Currently test_rmsf.py is failing on Travis but it runs all tests successfully on my local machine, but otherwise everything is there. Only thing left is to update the CHANGELOG.

orbeckst commented 5 years ago

Travis has to pass. From a quick look it's not just a simple "off by 7th decimal". Have a look at the Travis output (click on the "Details" link), maybe it becomes clearer why the failures.

orbeckst commented 5 years ago

Btw, your log messages contain good bullet points but please do not just use "Change:" as the subject line – instead summarize what the changes are. When I look at the commit listing (as on this page or with git log) I typically only see the subject line. That line should already convey the essential information what the commit is about.

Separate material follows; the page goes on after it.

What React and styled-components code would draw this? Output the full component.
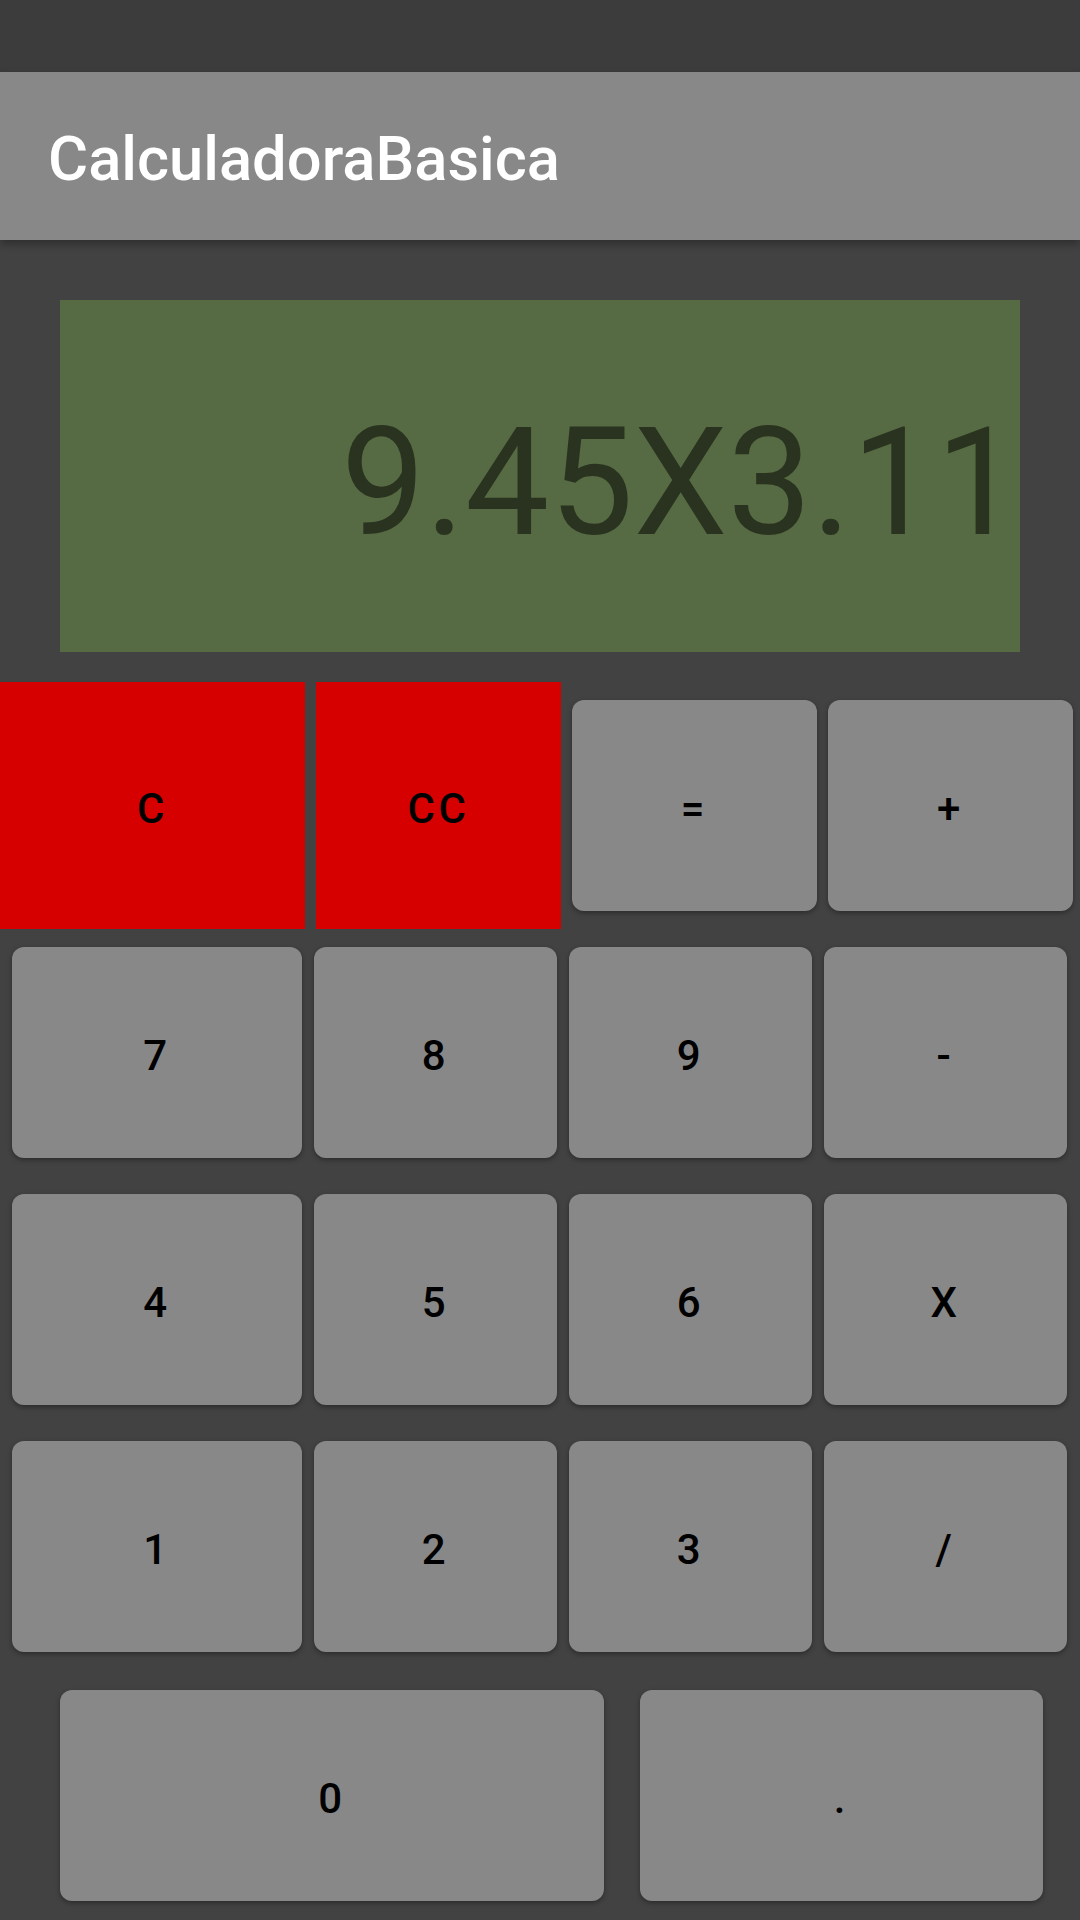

nawtrey commented 5 years ago

As far as I can tell, test_rmsf.py is failing because it is running differently on Travis. When it runs through the different number of blocks and jobs, it is giving the same results as if the number of jobs is not changing. For example, on Travis the n_cores=2 case is giving the same result that my local machine gives if I run pmda.rmsf.RMSF(u.atoms).run(n_blocks=2, n_jobs=1), but that's not what it is being instructed to run. It should be running n_blocks=n_jobs=2. It does the same thing for the n_cores=3 and n_cores=4 cases, where it gives the result as if it was running with n_jobs=1.

orbeckst commented 5 years ago

Is the test run under distributed or multiprocessing? distributed does its own thing and ignores n_jobs.

Are there other tests where this might show up?

orbeckst commented 5 years ago

Just in time for the end of the REU! Well done!